No bloco final do programa, a parte leve revela quem é o homem por trás do Defensor Público-Geral: cozinheiro dedicado à família, risoteiro declarado, flamenguista, avaiano em Santa Catarina, leitor de teoria jurídica. Quando pergunto que mudança faria no país com um único gesto, ele responde com uma simplicidade que soa revolucionária:
“Um defensor público em cada unidade jurisdicional do Brasil.”
É uma utopia possível — e talvez uma das poucas que alterariam o país em uma década.
Antes de desligar o gravador, pergunto sobre legado. Ele não fala de si. Fala de planejamento, de continuidade, de mapa de expansão, de audiências públicas, de conferências regionais, de Defensoria como política de Estado. Fala de deixar tudo pronto para quem vier depois. “A Defensoria vai ficar”, ele diz, com a suavidade de quem sabe que instituições sólidas sobrevivem a pessoas.

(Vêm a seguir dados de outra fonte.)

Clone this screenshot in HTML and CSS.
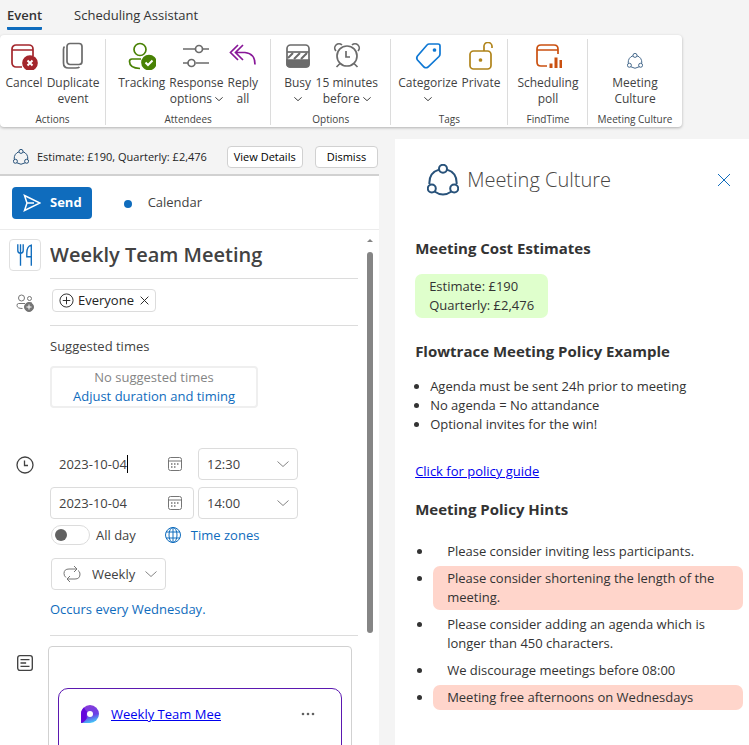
FILE: index.html
```html
<!DOCTYPE html>
<html lang="en">
<head>
  <meta charset="UTF-8">
  <title>Weekly Team Meeting</title>
  <meta name="viewport" content="width=device-width, initial-scale=1">
  <link rel="stylesheet" href="styles.css">
</head>
<body>
  <!-- shared icons -->
  <svg class="sprite" aria-hidden="true">
    <symbol id="culture" viewBox="0 0 32 32">
      <path d="M12 5.6C6 7.4 2 12.500 2.400 20M20 5.600C26 7.400 30 12.500 29.600 20M7.500 27.500Q16 33.500 24.500 27.500"/>
      <circle cx="16" cy="4.800" r="4"/>
      <circle cx="4.800" cy="24.500" r="4"/>
      <circle cx="27.200" cy="24.500" r="4"/>
    </symbol>
    <symbol id="chevron" viewBox="0 0 12 12"><path d="M.5 3.500l5.500 5 5.500-5"/></symbol>
    <symbol id="close" viewBox="0 0 14 14"><path d="M1 1l12 12M13 1L1 13"/></symbol>
    <symbol id="calendar" viewBox="0 0 16 16">
      <rect x="1.500" y="1.500" width="13" height="13" rx="2"/>
      <path d="M1.500 5h13"/>
      <path stroke-width="1.500" d="M7 8h1.500M10 8h1.500M4 8h1.500M4 11h1.500M7 11h1.500"/>
    </symbol>
  </svg>

  <nav class="tabs">
    <a class="tab active" href="#event">Event</a>
    <a class="tab" href="#scheduling">Scheduling Assistant</a>
  </nav>

  <div class="ribbon">
    <section class="group">
      <div class="tools">
        <button class="tool">
          <svg class="icon red" viewBox="0 0 28 28"><path d="M12 25H6a4 4 0 0 1-4-4V7a4 4 0 0 1 4-4h13a4 4 0 0 1 4 4v7M2 8h21"/><circle class="fill" cx="20" cy="21" r="7"/><path class="mark" d="M17.500 18.500l5 5M22.500 18.500l-5 5"/></svg>
          <span>Cancel</span>
        </button>
        <button class="tool">
          <svg class="icon grey" viewBox="0 0 28 28"><rect x="8" y="1.500" width="15" height="21" rx="3"/><path d="M5.500 4.500q-1 1-1 3V21q0 5 5 5h7q3 0 4-1"/></svg>
          <span>Duplicate<br>event</span>
        </button>
      </div>
      <h2 class="group-name">Actions</h2>
    </section>
    <section class="group">
      <div class="tools">
        <button class="tool">
          <svg class="icon green" viewBox="0 0 28 28"><circle cx="12" cy="7.500" r="6"/><path d="M13 17H4q-2.500 0-2.500 2.500Q1.500 26 12 26.500"/><circle class="fill" cx="21" cy="20.500" r="7"/><path class="mark" d="M17.500 20.500l2.500 2.500 4.500-4.500"/></svg>
          <span>Tracking</span>
        </button>
        <button class="tool">
          <svg class="icon grey" viewBox="0 0 28 28"><path d="M1 7h12M21 7h6M1 21h5M14 21h13"/><circle cx="17" cy="7" r="3.500"/><circle cx="9.500" cy="21" r="3.500"/></svg>
          <span>Response<br>options <svg class="arrow"><use href="#chevron"/></svg></span>
        </button>
        <button class="tool">
          <svg class="icon purple" viewBox="0 0 28 28"><path d="M9 3L1.500 10.500 9 18M14 3l-7.500 7.500L14 18M7 10.500h9q10 1 10 12"/></svg>
          <span>Reply<br>all</span>
        </button>
      </div>
      <h2 class="group-name">Attendees</h2>
    </section>
    <section class="group">
      <div class="tools">
        <button class="tool">
          <svg class="icon grey" viewBox="0 0 28 28"><path class="fill" d="M3 18h22v4q0 3-3 3H6q-3 0-3-3z"/><rect x="3" y="3" width="22" height="22" rx="3.500"/><path d="M3 10h22"/><path class="stripe" d="M4 16l5-5M10 17l6-6M17 17l6-6"/></svg>
          <span>Busy<br><svg class="arrow"><use href="#chevron"/></svg></span>
        </button>
        <button class="tool">
          <svg class="icon grey" viewBox="0 0 28 28"><circle cx="14" cy="14" r="10"/><path d="M13 9v6h4M7 21.500L3.500 25M21 21.500l3.500 3.500M3 9a4 4 0 1 1 6-6M25 9a4 4 0 1 0-6-6"/></svg>
          <span>15 minutes<br>before <svg class="arrow"><use href="#chevron"/></svg></span>
        </button>
      </div>
      <h2 class="group-name">Options</h2>
    </section>
    <section class="group">
      <div class="tools">
        <button class="tool">
          <svg class="icon blue" viewBox="0 0 28 28"><path d="M15 2h9q2 0 2 2v8q0 1.500-1 2.500L14 25q-2 1.500-4 0l-6.500-7q-1.500-2 0-4L13 3q1-1 2-1z"/><circle class="fill" cx="20.500" cy="8" r="1"/></svg>
          <span>Categorize<br><svg class="arrow"><use href="#chevron"/></svg></span>
        </button>
        <button class="tool">
          <svg class="icon gold" viewBox="0 0 28 28"><rect x="3" y="9" width="21" height="18" rx="3.500"/><path d="M17 9V5a4 4 0 0 1 8-1v2"/><circle class="fill" cx="13.500" cy="18" r="1"/></svg>
          <span>Private</span>
        </button>
      </div>
      <h2 class="group-name">Tags</h2>
    </section>
    <section class="group">
      <div class="tools">
        <button class="tool">
          <svg class="icon orange" viewBox="0 0 28 28"><path d="M13 24H7q-4 0-4-4V7q0-4 4-4h13q4 0 4 4v5M3 8h21"/><path class="bars" d="M17 21.500v4.500M22 15.500V26M27 18v8"/></svg>
          <span>Scheduling<br>poll</span>
        </button>
      </div>
      <h2 class="group-name">FindTime</h2>
    </section>
    <section class="group">
      <div class="tools">
        <button class="tool">
          <svg class="icon culture small"><use href="#culture"/></svg>
          <span>Meeting<br>Culture</span>
        </button>
      </div>
      <h2 class="group-name">Meeting Culture</h2>
    </section>
  </div>

  <main class="main">
    <div class="compose">
      <div class="notice">
        <svg class="culture notice-icon"><use href="#culture"/></svg>
        <span class="notice-text">Estimate: £190, Quarterly: £2,476</span>
        <button class="notice-btn">View Details</button>
        <button class="notice-btn">Dismiss</button>
      </div>

      <div class="send-bar">
        <button class="send">
          <svg viewBox="0 0 18 18"><path d="M1.500 1.500L17 9 1.500 16.500 4 9zM4 9h7"/></svg>
          Send
        </button>
        <span class="calendar-dot"></span>
        <span>Calendar</span>
      </div>

      <div class="scroll-area">
        <form class="form">
          <div class="row title-row">
            <button type="button" class="charm" aria-label="Charm">
              <svg viewBox="0 0 20 28"><path d="M2 2v7q0 3 3 3t3-3V2M5 2v24M17 26V3q-5 1-5 9v4h5"/></svg>
            </button>
            <input class="title" type="text" value="Weekly Team Meeting" aria-label="Title">
          </div>

          <div class="row people-row">
            <svg class="row-icon people" viewBox="0 0 18 18"><circle cx="5.500" cy="4" r="3"/><circle cx="13.500" cy="4.500" r="2"/><path d="M9 9.500H2.500Q1 9.500 1 11.500q0 3 5.500 3M12 9h4"/><circle class="fill" cx="13" cy="13" r="4.500"/><path class="mark" d="M10.500 13h5M13 10.500v5"/></svg>
            <div class="people-field">
              <span class="chip">
                <svg class="plus" viewBox="0 0 16 16"><circle cx="8" cy="8" r="7"/><path d="M8 4v8M4 8h8"/></svg>
                Everyone
                <button type="button" class="chip-close" aria-label="Remove Everyone"><svg><use href="#close"/></svg></button>
              </span>
            </div>
          </div>

          <div class="row">
            <div class="field suggested">
              <span>Suggested times</span>
              <div class="suggested-box">
                <span>No suggested times</span>
                <a href="#adjust">Adjust duration and timing</a>
              </div>
            </div>
          </div>

          <div class="row time-row">
            <svg class="row-icon clock" viewBox="0 0 18 18"><circle cx="9" cy="9" r="8"/><path d="M8.500 4.500V9.500H12"/></svg>
            <div class="field times">
              <label class="box date focused">
                <input type="text" value="2023-10-04" aria-label="Start date"><span class="caret"></span>
                <svg class="cal"><use href="#calendar"/></svg>
              </label>
              <label class="box time">
                <select aria-label="Start time"><option>12:30</option></select>
                <svg class="chev"><use href="#chevron"/></svg>
              </label>
              <label class="box date">
                <input type="text" value="2023-10-04" aria-label="End date">
                <svg class="cal"><use href="#calendar"/></svg>
              </label>
              <label class="box time">
                <select aria-label="End time"><option>14:00</option></select>
                <svg class="chev"><use href="#chevron"/></svg>
              </label>
            </div>
          </div>

          <div class="row">
            <div class="field all-day">
              <input class="toggle" type="checkbox" id="allday">
              <label for="allday">All day</label>
              <a class="zones" href="#zones">
                <svg viewBox="0 0 18 18"><circle cx="9" cy="9" r="7.500"/><ellipse cx="9" cy="9" rx="4" ry="7.500"/><path d="M2 6h14M2 12h14M9 1.500v15"/></svg>
                Time zones
              </a>
            </div>
          </div>

          <div class="row repeat-row">
            <div class="field">
              <label class="box repeat">
                <svg class="loop" viewBox="0 0 18 18"><path d="M3 12.500Q1 11 1 8.500 1 4 6 4h8M11 1l3 3-3 3M15 5.500q2 1 2 3.500 0 5-5 5H4M7 11l-3 3 3 3"/></svg>
                <select aria-label="Repeat"><option>Weekly</option></select>
                <svg class="chev"><use href="#chevron"/></svg>
              </label>
              <a class="occurs" href="#series">Occurs every Wednesday.</a>
            </div>
          </div>
          <hr class="divider">

          <div class="row">
            <svg class="row-icon note" viewBox="0 0 16 16"><rect x="1.500" y="1.500" width="13" height="13" rx="2"/><path d="M4 5h8M4 8h5M4 11h8"/></svg>
            <div class="editor">
              <div class="loop-card">
                <svg class="loop-logo" viewBox="0 0 18 18">
                  <defs>
                    <linearGradient id="loopfill" x1="0.300" y1="0" x2="0.600" y2="1">
                      <stop offset="0" stop-color="#8a3bd8"/>
                      <stop offset=".6" stop-color="#6a3fe6"/>
                      <stop offset="1" stop-color="#42d0f8"/>
                    </linearGradient>
                  </defs>
                  <path fill="url(#loopfill)" d="M0 18V9a9 9 0 1 1 9 9z"/>
                  <path fill="#6407dc" d="M0 18V9q0-4 3-6.500Q4 5 6 6.500 5 12 6 13 3 18 0 18z"/>
                  <circle fill="#fff" cx="9" cy="9" r="3"/>
                </svg>
                <a href="#component">Weekly Team Mee</a>
                <button type="button" class="more" aria-label="More options"><svg viewBox="0 0 14 4"><circle cx="2" cy="2" r="1.300"/><circle cx="7" cy="2" r="1.300"/><circle cx="12" cy="2" r="1.300"/></svg></button>
              </div>
            </div>
          </div>
        </form>
        <div class="scrollbar"><span class="scroll-up"></span><span class="thumb"></span></div>
      </div>
    </div>

    <aside class="pane">
      <header class="pane-head">
        <svg class="culture pane-logo"><use href="#culture"/></svg>
        <h1>Meeting Culture</h1>
        <button class="pane-close" aria-label="Close"><svg><use href="#close"/></svg></button>
      </header>

      <h2>Meeting Cost Estimates</h2>
      <p class="cost">Estimate: £190<br>Quarterly: £2,476</p>

      <h2>Flowtrace Meeting Policy Example</h2>
      <ul class="policy">
        <li>Agenda must be sent 24h prior to meeting</li>
        <li>No agenda = No attandance</li>
        <li>Optional invites for the win!</li>
      </ul>
      <a class="guide" href="#guide">Click for policy guide</a>

      <h2>Meeting Policy Hints</h2>
      <ul class="hints">
        <li>Please consider inviting less participants.</li>
        <li class="warn">Please consider shortening the length of the meeting.</li>
        <li>Please consider adding an agenda which is longer than 450 characters.</li>
        <li>We discourage meetings before 08:00</li>
        <li class="warn">Meeting free afternoons on Wednesdays</li>
      </ul>
    </aside>
  </main>
</body>
</html>
```

FILE: styles.css
```css
* {
  box-sizing: border-box;
}
body {
  display: flex;
  flex-direction: column;
  height: 100vh;
  margin: 0;
  overflow: hidden;
  background: #f4f4f4;
  color: #424242;
  font: 13px/19px "Open Sans", "Noto Sans", sans-serif;
}
button, input, select {
  font: inherit;
  color: inherit;
  margin: 0;
  padding: 0;
  border: 0;
  background: none;
}
button, select {
  cursor: pointer;
}
h1, h2, p, ul {
  margin: 0;
  padding: 0;
}
svg {
  display: block;
  flex: none;
  fill: none;
  stroke: currentColor;
}
a {
  color: #0f6cbd;
  text-decoration: none;
}
.sprite {
  position: absolute;
  width: 0;
  height: 0;
}
.culture {
  color: #28527a;
  stroke-width: 2;
}

/* tabs */
.tabs {
  display: flex;
  gap: 32px;
  padding: 6px 7px 5px;
}
.tab {
  height: 24px;
  color: #333;
}
.tab.active {
  font-weight: 600;
  border-bottom: 3px solid #0f6cbd;
  border-radius: 1px;
}

/* ribbon */
.ribbon {
  display: grid;
  grid-template-columns: 106fr 165fr 120fr 117fr 80fr 93fr;
  width: 91%;
  margin-bottom: 12px;
  padding: 4px 0 1px;
  background: #fff;
  border-radius: 4px;
  box-shadow: 0 1px 3px rgba(0, 0, 0, .28);
}
.group {
  display: flex;
  flex-direction: column;
  min-width: 0;
  margin-bottom: 1px;
  border-right: 1px solid #dcdcdc;
}
.group:last-child {
  border-right: 0;
}
.tools {
  display: flex;
  justify-content: center;
  gap: 4px;
  height: 74px;
}
.tool {
  display: flex;
  flex-direction: column;
  align-items: center;
  gap: 5px;
  padding-top: 3px;
  font-size: 12px;
  line-height: 16px;
  white-space: nowrap;
}
.icon {
  width: 28px;
  height: 28px;
  stroke-width: 1.700;
}
.icon.small {
  padding: 11px 6px 1px;
}
.icon .fill {
  fill: currentColor;
}
.icon .mark {
  stroke: #fff;
  stroke-width: 2;
}
.icon .stripe {
  stroke-width: 2;
}
.icon .bars {
  stroke-width: 3;
}
.red { color: #a4262c; }
.grey { color: #6b6b6b; }
.green { color: #498205; }
.purple { color: #881798; }
.blue { color: #0f78d4; }
.gold { color: #b0841a; }
.orange { color: #ca5010; }
.arrow {
  display: inline-block;
  width: 8px;
  height: 8px;
  stroke-width: 1.500;
}
.group-name {
  font-size: 10px;
  font-weight: 400;
  line-height: 12px;
  text-align: center;
  white-space: nowrap;
}

/* columns */
.main {
  display: grid;
  grid-template-columns: 15fr 14fr;
  gap: 16px;
  flex: 1;
  min-height: 0;
}
.compose {
  display: flex;
  flex-direction: column;
  min-width: 0;
  min-height: 0;
  background: #fff;
}

.notice {
  display: flex;
  align-items: center;
  height: 37px;
  padding: 0 1px 0 13px;
  background: #f4f4f4;
  border-bottom: 2px solid #d1d1d1;
  color: #242424;
  font-size: 11px;
}
.notice-icon {
  width: 16px;
  height: 16px;
}
.notice-text {
  flex: 1;
  margin-left: 8px;
  white-space: nowrap;
}
.notice-btn {
  height: 22px;
  margin-left: 12px;
  padding: 0 6px;
  border: 1px solid #d1d1d1;
  border-radius: 4px;
  background: #fff;
  color: #000;
  line-height: 20px;
  white-space: nowrap;
}
.notice-btn:last-child {
  padding: 0 11px;
}

.send-bar {
  display: flex;
  align-items: center;
  height: 54px;
  padding: 0 12px;
  border-bottom: 1px solid #ececec;
}
.send {
  display: flex;
  align-items: center;
  gap: 9px;
  height: 32px;
  padding: 0 10px 0 11px;
  border-radius: 4px;
  background: #0f6cbd;
  color: #fff;
  font-weight: 700;
}
.send svg {
  width: 18px;
  height: 18px;
  stroke-width: 1.500;
}
.calendar-dot {
  width: 8px;
  height: 8px;
  margin: 2px 16px 0 32px;
  border-radius: 50%;
  background: #0f6cbd;
}

/* event form */
.scroll-area {
  display: flex;
  flex: 1;
  min-height: 0;
  padding-right: 6px;
}
.form {
  flex: 1;
  min-width: 0;
  padding-right: 8px;
  overflow: hidden;
}
.scrollbar {
  display: flex;
  flex-direction: column;
  align-items: center;
  width: 7px;
}
.scroll-up {
  margin: 9px 0 10px;
  border: 3px solid transparent;
  border-top: 0;
  border-bottom-color: #858585;
}
.thumb {
  width: 6px;
  height: 74%;
  border-radius: 3px;
  background: #858585;
}
.row {
  display: flex;
}
.row > .field:first-child {
  margin-left: 50px;
}
.row-icon {
  width: 18px;
  height: 18px;
  margin: 0 16px;
}
.title-row {
  align-items: center;
  height: 49px;
  padding-left: 9px;
}
.charm {
  display: flex;
  align-items: center;
  justify-content: center;
  width: 32px;
  height: 32px;
  border: 1px solid #e0e0e0;
  border-radius: 4px;
  color: #0f6cbd;
}
.charm svg {
  width: 18px;
  height: 26px;
  stroke-width: 1.500;
}
.title {
  flex: 1;
  align-self: stretch;
  min-width: 0;
  margin-left: 9px;
  border-bottom: 1px solid #dcdcdc;
  font-size: 20px;
  font-weight: 600;
}
.people-row {
  align-items: center;
  height: 47px;
}
.people {
  color: #757575;
}
.people .fill {
  fill: currentColor;
}
.people .mark {
  stroke: #fff;
}
.people-field {
  display: flex;
  align-items: center;
  align-self: stretch;
  flex: 1;
  padding: 0 2px 3px;
  border-bottom: 1px solid #dcdcdc;
}
.chip {
  display: flex;
  align-items: center;
  gap: 4px;
  height: 23px;
  padding: 0 6px;
  border: 1px solid #dcdcdc;
  border-radius: 4px;
  color: #242424;
}
.plus {
  width: 15px;
  height: 15px;
}
.chip-close svg {
  width: 9px;
  height: 9px;
  margin-left: 2px;
  stroke-width: 1.500;
}
.suggested {
  padding-top: 11px;
}
.suggested-box {
  display: flex;
  flex-direction: column;
  align-items: center;
  margin-top: 10px;
  padding: 0 21px;
  border: 2px solid #efefef;
  border-radius: 4px;
  color: #858585;
}
.time-row {
  padding-top: 40px;
}
.clock {
  align-self: flex-start;
  margin-top: 8px;
  stroke-width: 1.300;
}
.times {
  display: grid;
  grid-template-columns: 144px 100px;
  gap: 7px 4px;
}
.box {
  display: flex;
  align-items: center;
  height: 32px;
  border: 1px solid #dcdcdc;
  border-radius: 4px;
}
.box input, .box select {
  flex: 1;
  min-width: 0;
  appearance: none;
  outline: 0;
}
.date {
  padding: 0 10px 0 8px;
}
.focused {
  border-color: transparent;
}
.focused input {
  flex: none;
  field-sizing: content;
}
.caret {
  width: 1px;
  height: 18px;
  margin-right: auto;
  background: #000;
}
.cal {
  width: 16px;
  height: 16px;
  color: #757575;
}
.time {
  padding: 0 8px;
}
.chev {
  width: 12px;
  height: 12px;
  color: #858585;
}
.all-day {
  display: flex;
  align-items: center;
  height: 20px;
  margin-top: 6px;
  padding-left: 1px;
}
.toggle {
  display: flex;
  align-items: center;
  width: 39px;
  height: 20px;
  margin-right: 6px;
  padding: 0 3px;
  appearance: none;
  border: 1px solid #dcdcdc;
  border-radius: 10px;
}
.toggle::before {
  content: "";
  width: 12px;
  height: 12px;
  border-radius: 50%;
  background: #616161;
}
.zones {
  display: flex;
  align-items: center;
  gap: 9px;
  margin-left: 28px;
}
.zones svg {
  width: 18px;
  height: 18px;
}
.repeat-row {
  padding-top: 13px;
}
.repeat {
  gap: 11px;
  width: 115px;
  margin-left: 1px;
  padding: 0 8px 0 11px;
}
.repeat .chev {
  margin-left: -8px;
}
.loop {
  width: 18px;
  height: 18px;
  color: #757575;
}
.occurs {
  display: block;
  margin-top: 10px;
}
.divider {
  margin: 16px 0 0 50px;
  border: 0;
  border-top: 1px solid #dcdcdc;
}
.note {
  margin: 18px 14px 0 16px;
  stroke-width: 1.200;
}
.editor {
  flex: 1;
  min-height: 130px;
  margin: 10px 6px 0 0;
  padding: 41px 9px 0;
  border: 1px solid #d1d1d1;
  border-radius: 4px;
}
.loop-card {
  display: flex;
  align-items: flex-start;
  height: 100px;
  padding: 16px 26px 0 22px;
  border: 1px solid #5b18b0;
  border-radius: 10px;
}
.loop-logo {
  width: 18px;
  height: 18px;
  stroke: none;
}
.loop-card a {
  margin: 0 auto 0 12px;
  color: #0000ee;
  text-decoration: underline;
}
.more svg {
  width: 14px;
  height: 4px;
  margin-top: 7px;
  fill: #616161;
  stroke: none;
}

/* add-in pane */
.pane {
  min-width: 0;
  padding: 24px 6px 0 20px;
  background: #fff;
  color: #333;
  overflow: hidden;
}
.pane-head {
  display: flex;
  align-items: center;
  height: 33px;
  padding: 0 12px;
}
.pane-logo {
  width: 32px;
  height: 32px;
}
.pane-head h1 {
  flex: 1;
  margin-left: 8px;
  color: #484644;
  font-size: 20px;
  font-weight: 300;
}
.pane-close svg {
  width: 14px;
  height: 14px;
  color: #0f6cbd;
}
.pane h2 {
  font-size: 15px;
  font-weight: 700;
  line-height: 20px;
}
.pane-head + h2 {
  margin-top: 42px;
}
.cost {
  width: fit-content;
  margin: 16px 0 23px;
  padding: 3px 14px;
  border-radius: 7px;
  background: #dfffcc;
}
.policy {
  margin: 16px 0 28px;
  padding-left: 15px;
}
.guide {
  display: block;
  margin-bottom: 18px;
  color: #0000ee;
  text-decoration: underline;
}
.hints {
  display: grid;
  gap: 2px;
  margin-top: 20px;
  padding-left: 18px;
}
.hints li {
  padding: 3px 14px;
  border-radius: 7px;
}
.hints .warn {
  background: #ffd5cb;
}
```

Saio do encontro com a mesma sensação que tive na entrevista anterior: a de que algumas engrenagens do Estado só existem porque alguém decidiu ouvi-las. A Defensoria Pública, vista por dentro, não é apenas uma instituição. É o reflexo de um país que tenta, teimosamente, fazer justiça com humanidade.
E talvez, entre todas as vozes da justiça, seja justamente a da Defensoria que melhor nos diz quem realmente somos.